◆ **Task description**:
Every line that contains the word "index" should be copied.

◆ **Supplied data**:
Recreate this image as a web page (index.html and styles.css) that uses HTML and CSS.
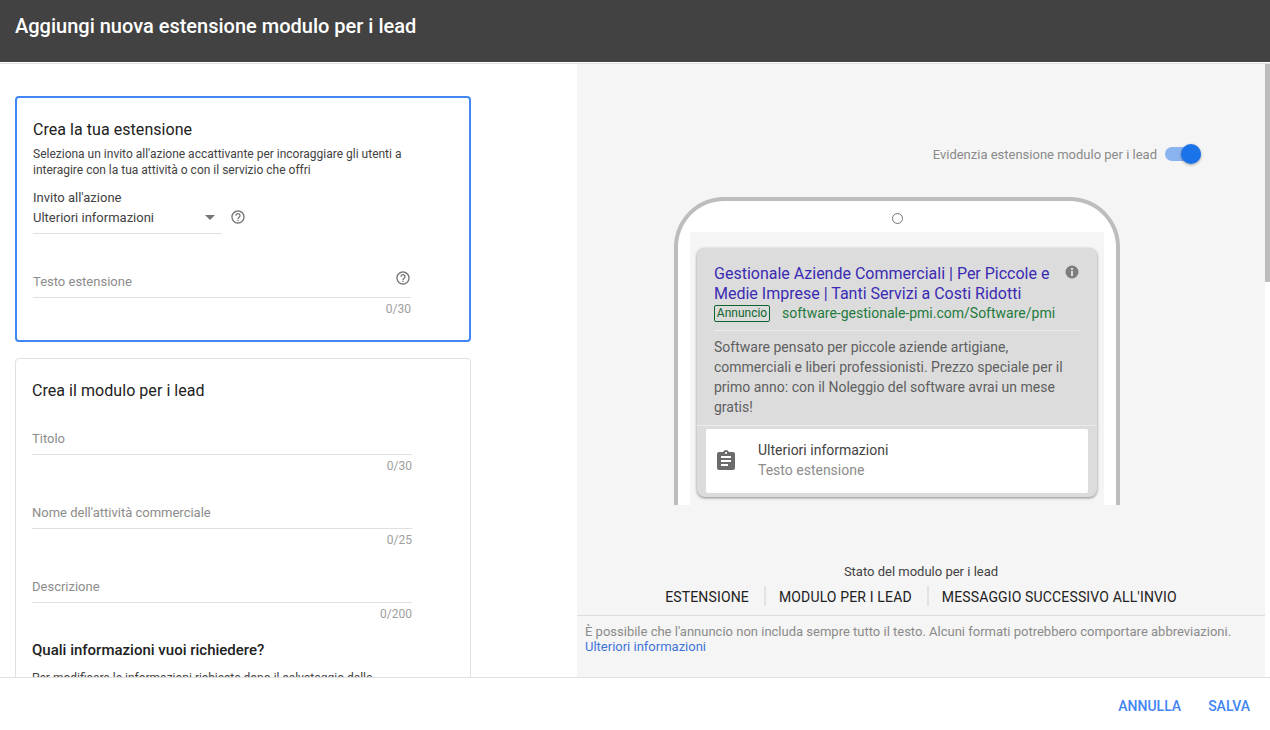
FILE: index.html
```html
<!DOCTYPE html>
<html lang="it">
<head>
<meta charset="utf-8">
<title>Aggiungi nuova estensione modulo per i lead</title>
<link rel="stylesheet" href="styles.css">
</head>
<body>
<div class="app">
  <header class="topbar"><h1>Aggiungi nuova estensione modulo per i lead</h1></header>
  <main class="main">
    <section class="left">
      <div class="card card-active">
        <h2 class="card-title">Crea la tua estensione</h2>
        <p class="card-desc">Seleziona un invito all'azione accattivante per incoraggiare gli utenti a interagire con la tua attività o con il servizio che offri</p>
        <div class="select-label">Invito all'azione</div>
        <div class="select-row">
          <div class="select"><span>Ulteriori informazioni</span><i class="caret"></i></div>
          <svg class="help" viewBox="0 0 24 24" width="16" height="16"><path d="M11 18h2v-2h-2v2zm1-16C6.48 2 2 6.48 2 12s4.48 10 10 10 10-4.48 10-10S17.52 2 12 2zm0 18c-4.41 0-8-3.59-8-8s3.59-8 8-8 8 3.59 8 8-3.59 8-8 8zm0-14c-2.21 0-4 1.79-4 4h2c0-1.100.9-2 2-2s2 .9 2 2c0 2-3 1.750-3 5h2c0-2.250 3-2.500 3-5 0-2.210-1.790-4-4-4z"/></svg>
        </div>
        <div class="field field-ext">
          <div class="field-line"><span>Testo estensione</span>
            <svg class="help help-end" viewBox="0 0 24 24" width="16" height="16"><path d="M11 18h2v-2h-2v2zm1-16C6.48 2 2 6.48 2 12s4.48 10 10 10 10-4.48 10-10S17.52 2 12 2zm0 18c-4.41 0-8-3.59-8-8s3.59-8 8-8 8 3.59 8 8-3.59 8-8 8zm0-14c-2.21 0-4 1.79-4 4h2c0-1.100.9-2 2-2s2 .9 2 2c0 2-3 1.750-3 5h2c0-2.250 3-2.500 3-5 0-2.210-1.790-4-4-4z"/></svg>
          </div>
          <div class="count">0/30</div>
        </div>
      </div>
      <div class="card card-form">
        <h2 class="card-title">Crea il modulo per i lead</h2>
        <div class="field"><div class="field-line"><span>Titolo</span></div><div class="count">0/30</div></div>
        <div class="field"><div class="field-line"><span>Nome dell'attività commerciale</span></div><div class="count">0/25</div></div>
        <div class="field"><div class="field-line"><span>Descrizione</span></div><div class="count">0/200</div></div>
        <h2 class="card-subtitle">Quali informazioni vuoi richiedere?</h2>
        <p class="card-desc card-desc-form">Per modificare le informazioni richieste dopo il salvataggio della</p>
      </div>
    </section>
    <section class="right">
      <div class="preview">
        <div class="toggle-row">
          <span>Evidenzia estensione modulo per i lead</span>
          <div class="toggle"><i class="knob"></i></div>
        </div>
        <div class="phone">
          <div class="camera-row"><i class="camera"></i></div>
          <div class="screen">
            <div class="ad">
              <div class="ad-top">
                <div class="ad-head">
                  <a class="ad-title">Gestionale Aziende Commerciali | Per Piccole e Medie Imprese | Tanti Servizi a Costi Ridotti</a>
                  <svg class="ad-info" viewBox="0 0 14 14" width="14" height="14"><circle cx="7" cy="7" r="6.500" fill="#7d7d7d"/><rect x="6" y="6" width="2" height="5" fill="#dcdcdc"/><rect x="6" y="3" width="2" height="2" fill="#dcdcdc"/></svg>
                </div>
                <div class="ad-url-row"><span class="ad-badge">Annuncio</span><span class="ad-url">software-gestionale-pmi.com/Software/pmi</span></div>
              </div>
              <p class="ad-desc">Software pensato per piccole aziende artigiane, commerciali e liberi professionisti. Prezzo speciale per il primo anno: con il Noleggio del software avrai un mese gratis!</p>
              <div class="ad-ext">
                <svg class="ext-icon" viewBox="0 0 24 24" width="24" height="24"><path fill="#6b6b6b" d="M19 3h-4.180C14.400 1.840 13.300 1 12 1c-1.300 0-2.400.84-2.820 2H5c-1.100 0-2 .9-2 2v14c0 1.100.9 2 2 2h14c1.100 0 2-.9 2-2V5c0-1.100-.9-2-2-2zm-7 0c.55 0 1 .45 1 1s-.45 1-1 1-1-.45-1-1 .45-1 1-1zm2 14H7v-2h7v2zm3-4H7v-2h10v2zm0-4H7V7h10v2z"/></svg>
                <div class="ext-text"><div class="ext-main">Ulteriori informazioni</div><div class="ext-sub">Testo estensione</div></div>
              </div>
            </div>
          </div>
        </div>
        <div class="status">Stato del modulo per i lead</div>
        <nav class="tabs"><span>ESTENSIONE</span><span>MODULO PER I LEAD</span><span>MESSAGGIO SUCCESSIVO ALL'INVIO</span></nav>
      </div>
      <div class="note">È possibile che l'annuncio non includa sempre tutto il testo. Alcuni formati potrebbero comportare abbreviazioni. <a>Ulteriori informazioni</a></div>
    </section>
    <div class="scroll"><i class="thumb"></i></div>
  </main>
  <footer class="footer"><a>ANNULLA</a><a>SALVA</a></footer>
</div>
</body>
</html>
```
FILE: styles.css
```css
* { box-sizing: border-box; }
html, body { margin: 0; height: 100%; overflow: hidden; }
body { font-family: Roboto, "Liberation Sans", sans-serif; color: #212121; background: #fff; }
.app { width: 1270px; height: 730px; display: flex; flex-direction: column; }
.topbar { height: 62px; flex: none; background: #424242; padding: 14px 15px 0; }
.topbar h1 { margin: 0; font-size: 20px; line-height: 24px; font-weight: 500; color: #fff; }
.main { flex: none; height: 615px; margin-top: 1px; border-top: 1px solid #e0e0e0; border-bottom: 1px solid #e0e0e0; display: flex; overflow: hidden; }
.left { width: 577px; flex: none; padding: 32px 106px 0 15px; overflow: hidden; }
.card { width: 456px; border: 1px solid #e0e0e0; border-radius: 4px; padding: 0 16px; }
.card-active { height: 246px; border: 2px solid #4285f4; padding: 22px 16px 0; margin-bottom: 16px; }
.card-form { height: 400px; padding-top: 22px; }
.card-title { margin: 0; font-size: 16px; line-height: 20px; font-weight: 400; letter-spacing: .05px; color: #212121; }
.card-subtitle { margin: 18px 0 0; font-size: 15px; line-height: 20px; font-weight: 500; color: #212121; }
.card-desc { margin: 6px 0 0; font-size: 12px; line-height: 16px; color: #424242; width: 390px; }
.card-desc-form { margin-top: 10px; }
.select-label { margin-top: 12px; font-size: 13px; line-height: 16px; color: #424242; }
.select-row { display: flex; align-items: flex-start; gap: 8px; }
.select { width: 189px; height: 28px; border-bottom: 1px solid #e0e0e0; display: flex; justify-content: space-between; align-items: flex-start; padding: 4px 2px 0 0; font-size: 13px; line-height: 16px; color: #424242; }
.caret { width: 0; height: 0; margin: 5px 5px 0 0; border: 5px solid transparent; border-top: 5px solid #757575; border-bottom: 0; }
.help { fill: #757575; margin-top: 3px; flex: none; }
.field { width: 380px; margin-top: 24px; }
.field-ext { width: 378px; margin-top: 33px; }
.field-line { height: 31px; border-bottom: 1px solid #e0e0e0; display: flex; justify-content: space-between; align-items: flex-start; padding-top: 7px; font-size: 13px; line-height: 16px; color: #8c8c8c; }
.help-end { margin-top: -4px; }
.count { margin-top: 3px; font-size: 12px; line-height: 16px; text-align: right; color: #9e9e9e; }
.card-form .field:nth-of-type(1) { margin-top: 23px; }
.right { width: 688px; flex: none; background: #f5f5f5; display: flex; flex-direction: column; overflow: hidden; }
.preview { flex: none; height: 552px; display: flex; flex-direction: column; border-bottom: 1px solid #dcdcdc; }
.toggle-row { display: flex; justify-content: flex-end; align-items: center; gap: 8px; height: 22px; margin-top: 79px; padding-right: 64px; font-size: 13px; color: #8a8a8a; }
.toggle { width: 36px; height: 14px; border-radius: 7px; background: #8ab4f0; position: relative; }
.knob { position: absolute; right: 0; top: -3px; width: 20px; height: 20px; border-radius: 50%; background: #1a73e8; box-shadow: 0 1px 3px rgba(0,0,0,.35); }
.phone { width: 446px; height: 308px; margin: 32px 0 0 97px; border: 4px solid #bdbdbd; border-bottom: 0; border-radius: 50px 50px 0 0; background: #fff; padding: 0 12px; flex: none; overflow: hidden; }
.camera-row { height: 31px; display: flex; justify-content: center; align-items: flex-start; padding-top: 12px; }
.camera { width: 11px; height: 11px; border: 1px solid #757575; border-radius: 50%; }
.screen { height: 273px; background: #f5f5f5; padding: 16px 7px 0; overflow: hidden; }
.ad { width: 400px; height: 249px; background: #dcdcdc; border-radius: 8px; box-shadow: 0 1px 3px rgba(0,0,0,.45); padding: 16px 9px 0; }
.ad-top { margin: 0 8px; border-bottom: 1px solid #ececec; height: 67px; }
.ad-head { display: flex; justify-content: space-between; align-items: flex-start; }
.ad-title { width: 345px; font-size: 16px; line-height: 20px; color: #3a2bb3; }
.ad-info { margin: 1px 1px 0 0; }
.ad-url-row { display: flex; align-items: center; gap: 12px; height: 20px; margin-top: -1px; }
.ad-badge { width: 56px; height: 17px; border: 1px solid #0d652d; border-radius: 2px; font-size: 12px; line-height: 15px; text-align: center; color: #0d652d; }
.ad-url { font-size: 14px; color: #1e7a3c; }
.ad-desc { margin: 0 -9px; padding: 6px 17px 0; height: 95px; border-bottom: 1px solid #ececec; font-size: 14px; line-height: 20px; color: #5f5f5f; }
.ad-ext { height: 64px; margin-top: 3px; background: #fff; border-radius: 2px; display: flex; align-items: center; gap: 20px; padding-left: 8px; }
.ext-text { margin-top: -3px; }
.ext-main { font-size: 14px; line-height: 20px; color: #424242; }
.ext-sub { font-size: 14px; line-height: 20px; color: #8c8c8c; }
.status { margin-top: 59px; text-align: center; font-size: 13px; line-height: 16px; color: #424242; }
.tabs { display: flex; justify-content: center; margin-top: 6px; height: 20px; }
.tabs span { font-size: 14px; line-height: 22px; letter-spacing: .15px; color: #212121; padding: 0 15px 0 13px; border-left: 2px solid #e4e4e4; }
.tabs span:first-child { border-left: 0; padding-left: 15px; }
.note { padding: 8px 8px 0; font-size: 13px; line-height: 15px; color: #8a8a8a; width: 680px; }
.note a { color: #3f74d8; display: block; }
.scroll { width: 5px; flex: none; background: #fff; }
.thumb { display: block; width: 5px; height: 218px; background: #bdbdbd; }
.footer { flex: 1; display: flex; justify-content: flex-end; align-items: center; gap: 27px; padding: 4px 20px 0 0; font-size: 14px; font-weight: 500; color: #4285f4; }
```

◆ **The response**:
Recreate this image as a web page (index.html and styles.css) that uses HTML and CSS.
FILE: index.html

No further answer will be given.